Der allgemeine Sprachgebrauch lässt den Begriff „Stress“ zu einer Art Sammelbegriff für belastende Umstände werden. Es ist daher meist schwer nachzuvollziehen, ob Stress als Ursache von einer belastenden Situation, oder als Reaktion auf eine solche zu verstehen ist. Hans Selye, Vater der Stressforschung, entschied sich dafür, Stress als Wirkung zu definieren. Er gilt als einer der ersten Forscher, der sich mit den Auswirkungen von anhaltendem Stress auf den Körper befasste. Seiner Stresstheorie zufolge sind viele Stressoren dazu in der Lage dieselbe Reaktion, zumindest aber allgemeine, körperliche Reaktionen auszulösen.

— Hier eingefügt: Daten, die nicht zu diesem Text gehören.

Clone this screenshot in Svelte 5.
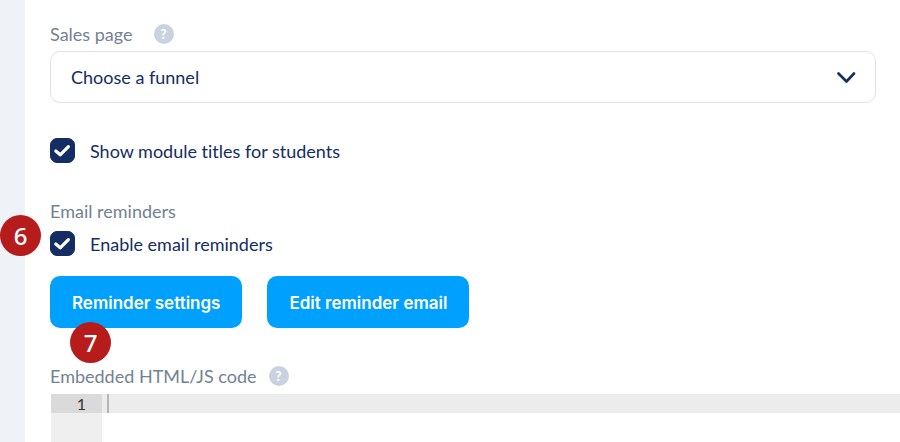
<script lang="ts">
	let funnel = '';
	let showTitles = true;
	let reminders = true;
	let code = '';

	$: lines = code.split('\n');
</script>

{#snippet help(topic: string)}
	<button type="button" class="help" aria-label={`Help: ${topic}`}>?</button>
{/snippet}

{#snippet tick()}
	<svg class="tick" viewBox="0 0 25 25" aria-hidden="true">
		<path d="M5.8 13 10.2 16.8 18.4 8.6" />
	</svg>
{/snippet}

<div class="page">
	<div class="rail"></div>
	<main>
		<section class="field">
			<div class="heading wide">
				<label for="funnel">Sales page</label>
				{@render help('Sales page')}
			</div>
			<div class="select">
				<select id="funnel" bind:value={funnel}>
					<option value="">Choose a funnel</option>
				</select>
				<svg class="chevron" viewBox="0 0 20 12" aria-hidden="true">
					<path d="M2.5 2.5 10.5 10.5 18 2.5" />
				</svg>
			</div>
		</section>

		<label class="check">
			<span class="box">
				<input type="checkbox" bind:checked={showTitles} />
				{@render tick()}
			</span>
			Show module titles for students
		</label>

		<section class="reminders">
			<div class="heading">Email reminders</div>
			<label class="check">
				<span class="box">
					<input type="checkbox" bind:checked={reminders} />
					{@render tick()}
				</span>
				Enable email reminders
				<span class="badge beside">6</span>
			</label>
			<div class="actions">
				<div class="action">
					<button type="button" class="primary">Reminder settings</button>
					<span class="badge below">7</span>
				</div>
				<button type="button" class="primary">Edit reminder email</button>
			</div>
		</section>

		<section class="embed">
			<div class="heading">
				<label for="code">Embedded HTML/JS code</label>
				{@render help('Embedded HTML/JS code')}
			</div>
			<div class="editor">
				<div class="gutter">
					{#each lines as _, i}
						<div class="number">{i + 1}</div>
					{/each}
				</div>
				<div class="code">
					<textarea id="code" rows="2" spellcheck="false" bind:value={code}></textarea>
					<span class="cursor"></span>
				</div>
			</div>
		</section>
	</main>
</div>

<style>
	:global(body) {
		margin: 0;
		background: #fff;
	}
	.page {
		display: flex;
		height: 100vh;
		overflow: hidden;
		font: 18px/24px Lato, 'Liberation Sans', sans-serif;
		font-variant-ligatures: none;
		color: #142d63;
	}
	.rail {
		flex: 0 0 25px;
		background: #eff3f8;
	}
	main {
		flex: 1;
		display: flex;
		flex-direction: column;
		min-width: 0;
		padding: 22px 0 0 25px;
	}
	.field {
		padding-right: 24px;
		margin-bottom: 35px;
	}
	.heading {
		display: flex;
		align-items: center;
		gap: 12px;
		color: #738292;
	}
	.heading.wide {
		gap: 21px;
		margin-bottom: 5px;
	}
	.help {
		width: 20px;
		height: 20px;
		padding: 0;
		border: 0;
		border-radius: 50%;
		background: #c9d3df;
		color: #fff;
		font: 900 13px/20px Lato, sans-serif;
		text-align: center;
	}
	.select {
		position: relative;
	}
	select {
		display: block;
		width: 100%;
		height: 52px;
		padding: 0 50px 0 20px;
		border: 1px solid #e0e2e5;
		border-radius: 10px;
		appearance: none;
		background: #fff;
		color: inherit;
		font: inherit;
	}
	.chevron {
		position: absolute;
		top: 20px;
		right: 20px;
		width: 20px;
		height: 12px;
		pointer-events: none;
	}
	.chevron path,
	.tick path {
		fill: none;
		stroke: #142d63;
		stroke-width: 2.6;
		stroke-linecap: round;
		stroke-linejoin: round;
	}
	.check {
		position: relative;
		display: flex;
		align-items: center;
		align-self: flex-start;
		gap: 15px;
	}
	.box {
		display: grid;
		width: 25px;
		height: 25px;
	}
	.box input {
		grid-area: 1 / 1;
		width: 25px;
		height: 25px;
		margin: 0;
		border: 1px solid #142d63;
		border-radius: 7px;
		appearance: none;
		background: #fff;
	}
	.box input:checked {
		background: #142d63;
	}
	.tick {
		grid-area: 1 / 1;
		width: 25px;
		height: 25px;
		pointer-events: none;
	}
	.tick path {
		stroke: #fff;
		stroke-width: 3.2;
	}
	.reminders {
		margin-top: 36px;
	}
	.reminders .check {
		margin-top: 8px;
	}
	.actions {
		display: flex;
		gap: 25px;
		margin-top: 20px;
	}
	.action {
		position: relative;
	}
	.primary {
		display: block;
		height: 52px;
		padding: 2px 22px 0;
		border: 0;
		border-radius: 10px;
		background: #00a0ff;
		color: #fff;
		font: 600 17px/24px Inter, 'Liberation Sans', sans-serif;
	}
	.badge {
		position: absolute;
		width: 41px;
		height: 41px;
		border-radius: 50%;
		background: #b71c1c;
		color: #fff;
		font: 500 24px/41px 'Noto Sans', sans-serif;
		text-align: center;
	}
	.beside {
		top: -16px;
		left: -50px;
	}
	.below {
		top: 46px;
		left: 20px;
	}
	.embed {
		flex: 1;
		display: flex;
		flex-direction: column;
		margin-top: 36px;
	}
	.editor {
		flex: 1;
		display: flex;
		margin: 6px 0 0 1px;
		font: 16px/20px Lato, sans-serif;
	}
	.gutter {
		flex: 0 0 51px;
		background: #efefef;
		color: #333;
	}
	.number {
		height: 19px;
		padding-right: 16px;
		text-align: right;
	}
	.number:first-child {
		background: #dadada;
	}
	.code {
		position: relative;
		flex: 1;
	}
	textarea {
		display: block;
		width: 100%;
		height: 100%;
		box-sizing: border-box;
		padding: 0 6px;
		border: 0;
		outline: 0;
		resize: none;
		background: linear-gradient(#ececec 19px, #fff 19px);
		font: inherit;
	}
	.cursor {
		position: absolute;
		top: 0;
		left: 5px;
		width: 2px;
		height: 19px;
		background: #b5b5b5;
	}
</style>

Unter Stressoren versteht man belastende Reize, die sich in chemischen, physikalischen (z.B. Schlafmangel), psychischen (z.B. generelle Ängste), sowie sozialen Inhalten (z.B. Mobbing) unterscheiden. Stressoren können sowohl innere Ereignisse, wie beispielsweise Gedanken oder Emotionen, aber auch äußere Gegebenheiten, wie zum Beispiel starkes Schwitzen, verkörpern. Trifft ein solcher Reiz beispielsweise in Form von Lärm (physikalisch), Leistungsüberforderung (psychisch), Konflikten (sozial) auf den Organismus, dann wird dieser je nach Verfassung unterschiedlich wahrgenommen und entsprechend als Herausforderung (Eustress) oder Überforderung (Disstress) eingeordnet.
Die eigene körperliche, sowie geistige Verfassung entscheidet also darüber, wie wir mit Stress umgehen und was ein sogenannter Stressor mit uns und unserer Gesundheit macht. Und was hat all das nun mit Achtsamkeit zu tun?

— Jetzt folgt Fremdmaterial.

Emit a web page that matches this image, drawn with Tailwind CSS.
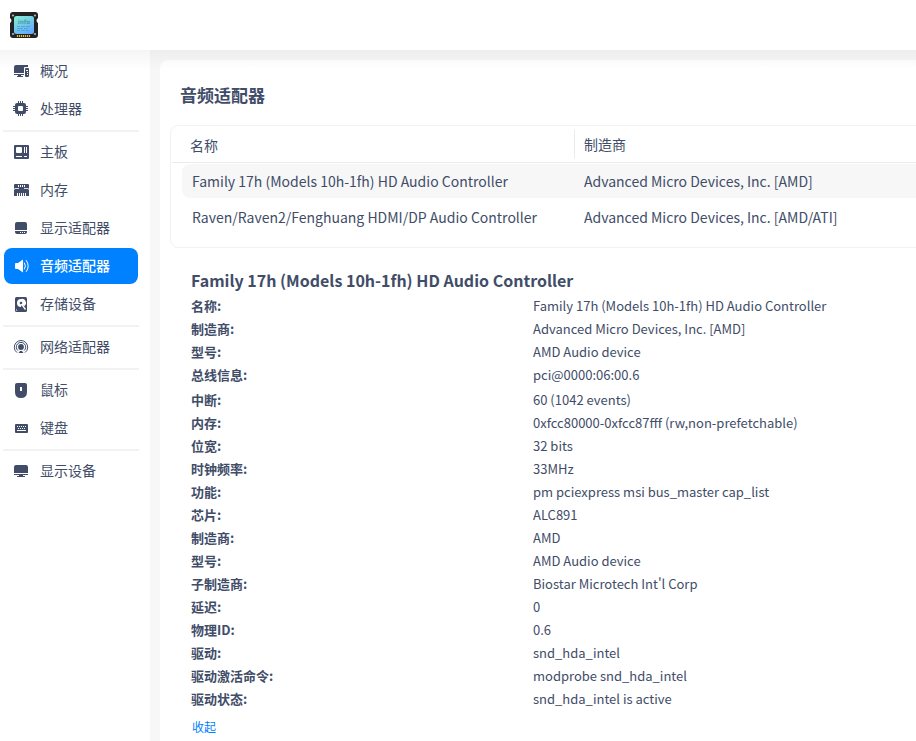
<!DOCTYPE html>
<html lang="zh-CN">
<head>
    <meta charset="UTF-8">
    <meta name="viewport" content="width=device-width, initial-scale=1.0">
    <title>音频适配器</title>
    <script src="https://cdn.jsdelivr.net/npm/@tailwindcss/browser@4"></script>
</head>
<body class="h-screen overflow-hidden flex flex-col bg-white text-[#414d68] font-['Noto_Sans_CJK_SC',sans-serif]">
    <!-- Title bar -->
    <header class="h-[50px] shrink-0 flex items-center pl-[9px] bg-white">
        <svg class="w-[30px] h-[30px]" viewBox="0 0 30 30">
            <defs>
                <linearGradient id="screen" x1="0" y1="0" x2="0.6" y2="1">
                    <stop offset="0" stop-color="#86f0d2" />
                    <stop offset="1" stop-color="#62aefc" />
                </linearGradient>
            </defs>
            <path d="M4 2h22q3 0 3 3v3q-1.500 1-1.500 2.500T29 13v12q0 3-3 3H4q-3 0-3-3V13q1.500-1 1.500-2.500T1 8V5q0-3 3-3z" fill="#222224" />
            <g fill="#b5b5b5">
                <circle cx="4" cy="5.500" r="1.100" />
                <circle cx="26" cy="5.500" r="1.100" />
                <circle cx="4" cy="24" r="1.100" />
                <circle cx="26" cy="24" r="1.100" />
            </g>
            <rect x="5" y="6" width="20" height="18" rx="2.500" fill="url(#screen)" />
            <text x="15" y="14" text-anchor="middle" font-family="DejaVu Sans" font-weight="bold" font-size="6" textLength="12.5" lengthAdjust="spacingAndGlyphs" fill="#4f9ea6">info</text>
            <path d="M8 16.500h3m1 0h4m1 0h4M8 18.500h6m1 0h4M8 20.500h3m1 0h4m1 0h3" stroke="#4a94d0" stroke-width="0.700" />
            <path d="M8.500 25v2m2-2v2m2-2v2m2-2v2m2-2v2m2-2v2m2-2v2" stroke="#e8b93c" stroke-width="1.200" />
        </svg>
    </header>

    <div class="relative flex flex-1 min-h-0">
        <!-- Sidebar -->
        <nav class="w-[150px] shrink-0 pt-[3px] text-sm leading-9 [&_span]:pb-0.5">
            <ul class="px-1 pr-3 flex flex-col gap-0.5">
                <li class="h-9 flex items-center gap-[11px] pl-[9px]">
                    <svg class="w-4 h-4 shrink-0" viewBox="0 0 16 16" fill="currentColor">
                        <path d="M3 2h12v2h-3q-1 0-1 1v5H1V4q0-2 2-2zM1 11h10v1H8v1h2v1H4v-1h1v-1H1z" />
                        <path d="M13 5h2q1 0 1 1v7q0 1-1 1h-2q-1 0-1-1V6q0-1 1-1zm0 2v1h2V7zm1 2v1h1V9zm0 2v1h1v-1z" fill-rule="evenodd" />
                    </svg>
                    <span>概况</span>
                </li>
                <li class="h-9 flex items-center gap-[11px] pl-[9px]">
                    <svg class="w-4 h-4 shrink-0" viewBox="0 0 16 16" fill="currentColor">
                        <path d="M4 2h7q2 0 2 2v7q0 2-2 2H4q-2 0-2-2V4q0-2 2-2zm2 3q-1 0-1 1v3q0 1 1 1h3q1 0 1-1V6q0-1-1-1z" fill-rule="evenodd" />
                        <path d="M5.500 0v3m2-3v3m2-3v3m-4 9v3m2-3v3m2-3v3M0 5.500h3m-3 2h3m-3 2h3M12 5.500h3m-3 2h3m-3 2h3" stroke="currentColor" stroke-width="1" />
                    </svg>
                    <span>处理器</span>
                </li>
            </ul>
            <div class="h-0.5 mt-[3px] mb-0.5 ml-[3px] w-[136px] bg-[#f2f2f2]"></div>
            <ul class="px-1 pr-3 flex flex-col gap-0.5">
                <li class="h-9 flex items-center gap-[11px] pl-[9px]">
                    <svg class="w-4 h-4 shrink-0" viewBox="0 0 16 16" fill="currentColor">
                        <path d="M2 1h13q1 0 1 1v12q0 1-1 1H2q-1 0-1-1V2q0-1 1-1zm2 2q-1 0-1 1v4q0 1 1 1h4q1 0 1-1V4q0-1-1-1zm7 0v6h1V3zm2 0v6h1V3zM3 12v1h6v-1zm8 0v1h3v-1z" fill-rule="evenodd" />
                    </svg>
                    <span>主板</span>
                </li>
                <li class="h-9 flex items-center gap-[11px] pl-[9px]">
                    <svg class="w-4 h-4 shrink-0" viewBox="0 0 16 16" fill="currentColor">
                        <path d="M2 2h13q1 0 1 1v3l-1 1 1 1v6H1V8l1-1-1-1V3q0-1 1-1z" />
                        <path d="M5.500 3v2m2-2v2m2-2v2m2-2v2M4.500 11v3m2-3v3m2-3v3m2-3v3m2-3v3" stroke="#fff" stroke-width="1" />
                        <path d="M2 6.500h4M11 6.500h4" stroke="#fff" stroke-width=".800" />
                    </svg>
                    <span>内存</span>
                </li>
                <li class="h-9 flex items-center gap-[11px] pl-[9px]">
                    <svg class="w-4 h-4 shrink-0" viewBox="0 0 16 16" fill="currentColor">
                        <path d="M4 2h8q2 0 2 2v6H2V4q0-2 2-2z" />
                        <path d="M2 11h12v1q0 2-2 2H4q-2 0-2-2zm5 1v1h1v-1zm2 0v1h1v-1zm2 0v1h1v-1z" fill-rule="evenodd" />
                    </svg>
                    <span>显示适配器</span>
                </li>
                <li class="h-9 flex items-center gap-[11px] pl-[9px] rounded-lg bg-[#0081ff] text-white font-medium">
                    <svg class="w-4 h-4 shrink-0" viewBox="0 0 16 16" fill="currentColor">
                        <path d="M3 5h2l5-3.500v13L5 11H3q-1 0-1-1V6q0-1 1-1z" />
                        <path d="M11.500 5q2 3 0 6M13.300 2.500q4 5.500 0 11" fill="none" stroke="currentColor" stroke-width="1" stroke-linecap="round" />
                    </svg>
                    <span>音频适配器</span>
                </li>
                <li class="h-9 flex items-center gap-[11px] pl-[9px]">
                    <svg class="w-4 h-4 shrink-0" viewBox="0 0 16 16" fill="currentColor">
                        <rect x="2" y="1" width="12" height="15" rx="1.500" />
                        <path d="M8 3a4 4 0 1 0 0 8l.500-2 3 1A4 4 0 0 0 8 3zM3 13v1.500h1.500z" fill="#fff" />
                        <circle cx="8" cy="7" r="1.300" />
                        <path d="M8.500 8l4 5.500" stroke="#fff" stroke-width="1.300" />
                    </svg>
                    <span>存储设备</span>
                </li>
            </ul>
            <div class="h-0.5 mt-[3px] mb-0.5 ml-[3px] w-[136px] bg-[#f2f2f2]"></div>
            <ul class="px-1 pr-3 flex flex-col gap-0.5">
                <li class="h-9 flex items-center gap-[11px] pl-[9px]">
                    <svg class="w-4 h-4 shrink-0" viewBox="0 0 16 16" fill="none" stroke="currentColor">
                        <circle cx="8" cy="8" r="2.900" fill="currentColor" stroke="none" />
                        <path d="M4.900 11.600a4.700 4.700 0 1 1 6.200 0" />
                        <path d="M4 13.600a6.700 6.700 0 1 1 8 0" />
                        <path d="M7 12h2l1.500 2h-5z" fill="currentColor" stroke="none" />
                    </svg>
                    <span>网络适配器</span>
                </li>
            </ul>
            <div class="h-0.5 mt-[3px] mb-0.5 ml-[3px] w-[136px] bg-[#f2f2f2]"></div>
            <ul class="px-1 pr-3 flex flex-col gap-0.5">
                <li class="h-9 flex items-center gap-[11px] pl-[9px]">
                    <svg class="w-4 h-4 shrink-0" viewBox="0 0 16 16" fill="currentColor">
                        <path d="M4 1h8q2 0 2 2v7q0 6-6 6t-6-6V3q0-2 2-2zm3 4v4h2V5z" fill-rule="evenodd" />
                    </svg>
                    <span>鼠标</span>
                </li>
                <li class="h-9 flex items-center gap-[11px] pl-[9px]">
                    <svg class="w-4 h-4 shrink-0" viewBox="0 0 16 16" fill="currentColor">
                        <rect x="2" y="4" width="13" height="9" rx="1" />
                        <path d="M4 6.500h9M5 8.500h8" stroke="#fff" stroke-dasharray="1 1" />
                        <path d="M4 10.500h9" stroke="#fff" />
                    </svg>
                    <span>键盘</span>
                </li>
            </ul>
            <div class="h-0.5 mt-[3px] mb-0.5 ml-[3px] w-[136px] bg-[#f2f2f2]"></div>
            <ul class="px-1 pr-3 flex flex-col gap-0.5">
                <li class="h-9 flex items-center gap-[11px] pl-[9px]">
                    <svg class="w-4 h-4 shrink-0" viewBox="0 0 16 16" fill="currentColor">
                        <path d="M3 2h10q2 0 2 2v6H1V4q0-2 2-2zM1 11h14v1h-5v1h2v1H4v-1h2v-1H1z" />
                    </svg>
                    <span>显示设备</span>
                </li>
            </ul>
        </nav>

        <!-- Content -->
        <main class="flex-1 min-w-0 pl-2.5 pt-2.5 bg-[#f7f7f7]">
            <div class="h-full rounded-tl-lg bg-white pl-2.5 flex flex-col">
                <h1 class="mt-[19px] ml-2.5 h-8 leading-8 text-[17px] font-bold">音频适配器</h1>

                <section class="mt-3.5 h-[123px] shrink-0 -mr-3 rounded-lg border border-[#f2f2f2] text-sm">
                    <div class="h-[37px] mx-px flex items-center border-b border-[#ebebeb]">
                        <div class="w-[402px] pl-[18px] pt-0.5">名称</div>
                        <div class="h-7 leading-[29px] pl-[9px] border-l border-[#ebebeb]">制造商</div>
                    </div>
                    <div class="mt-px ml-[11px] h-[34px] flex items-center rounded-l-lg bg-[#f7f7f7]">
                        <div class="w-[392px] pl-2.5">Family 17h (Models 10h-1fh) HD Audio Controller</div>
                        <div class="pl-2.5">Advanced Micro Devices, Inc. [AMD]</div>
                    </div>
                    <div class="mt-0.5 ml-[11px] h-[34px] flex items-center">
                        <div class="w-[392px] pl-2.5">Raven/Raven2/Fenghuang HDMI/DP Audio Controller</div>
                        <div class="pl-2.5">Advanced Micro Devices, Inc. [AMD/ATI]</div>
                    </div>
                </section>

                <section class="mt-[19px] ml-[21px] text-[13px]">
                    <h2 class="h-[27px] leading-[27px] text-base font-bold">Family 17h (Models 10h-1fh) HD Audio Controller</h2>
                    <dl class="grid grid-cols-[342px_1fr] auto-rows-[23px] leading-[23px] [&_dt]:font-bold">
                        <dt>名称:</dt><dd>Family 17h (Models 10h-1fh) HD Audio Controller</dd>
                        <dt>制造商:</dt><dd>Advanced Micro Devices, Inc. [AMD]</dd>
                        <dt>型号:</dt><dd>AMD Audio device</dd>
                        <dt>总线信息:</dt><dd>pci@0000:06:00.6</dd>
                    </dl>
                    <dl class="mt-0.5 grid grid-cols-[342px_1fr] auto-rows-[23px] leading-[23px] [&_dt]:font-bold">
                        <dt>中断:</dt><dd>60 (1042 events)</dd>
                        <dt>内存:</dt><dd>0xfcc80000-0xfcc87fff (rw,non-prefetchable)</dd>
                        <dt>位宽:</dt><dd>32 bits</dd>
                        <dt>时钟频率:</dt><dd>33MHz</dd>
                        <dt>功能:</dt><dd>pm pciexpress msi bus_master cap_list</dd>
                        <dt>芯片:</dt><dd>ALC891</dd>
                        <dt>制造商:</dt><dd>AMD</dd>
                        <dt>型号:</dt><dd>AMD Audio device</dd>
                        <dt>子制造商:</dt><dd>Biostar Microtech Int'l Corp</dd>
                        <dt>延迟:</dt><dd>0</dd>
                        <dt>物理ID:</dt><dd>0.6</dd>
                        <dt>驱动:</dt><dd>snd_hda_intel</dd>
                        <dt>驱动激活命令:</dt><dd>modprobe snd_hda_intel</dd>
                        <dt>驱动状态:</dt><dd>snd_hda_intel is active</dd>
                    </dl>
                    <a href="#" class="block mt-[7px] ml-px text-xs leading-5 text-[#0081ff]">收起</a>
                </section>
            </div>
        </main>

        <!-- Title bar shadow -->
        <div class="absolute inset-x-0 top-0 h-5 pointer-events-none bg-linear-to-b from-black/4 to-transparent"></div>
    </div>
</body>
</html>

Achtsamkeit trainiert unsere Fähigkeit zur Beobachtung und schafft dabei eine Balance zwischen Gefühl und Verstand.
„Was stresst mich“ fragt der Verstand. Und weiterhin: „Wie möchte ich diese Situation bewerten? Welche Erfahrungen bringe ich damit in Verbindung? Welches Gefühl wird mir von der Gesellschaft vorgegeben?“ (Beispielsweise das Trauern auf einer Beerdigung eines entfernten Verwandten, über den man streng genommen gar nichts weiss).
Und hier kommt die Achtsamkeit ins Spiel. Durch das aktive Wahrnehmen der eigenen Gedanken, das Wissen darüber, dass diese nicht immer fehlerlos und eindeutig sind sowie der Einsicht, der Erfahrung, dass Gedanken vielmehr einen Bewusstseinsvorgang, als die tatsächliche Realität darstellen ist der erste Schritt zur Akzeptanz getan. Die Aufmerksamkeit wird auf die aktuell gelebte Situation gelenkt und sie kann so akzeptiert werden, wie sie ist. Die Belastung des Tun-und-Verändern-müssens im Alltag wird gemildert, der Stress nimmt ab.
Und das alles nur durch die Neubewertung einer Situation?
Nicht ganz. Achtsamkeit ist ein langer Prozess, der konstantes Üben und professionelle Anleitung voraussetzt. Es gibt verschiedene Wege Achtsamkeit zu schulen: Yoga und Meditation sind dabei wohl die bekanntesten Vertreter. Alle haben sie eines gemeinsam: Das Gedankenkarussel zu stoppen und immer wiederkehrende Verhaltensmuster, Reaktionen auf Stress, aufzubrechen, sodass neue Verhaltensmuster anstelle der alten gelernt und gelebt werden können.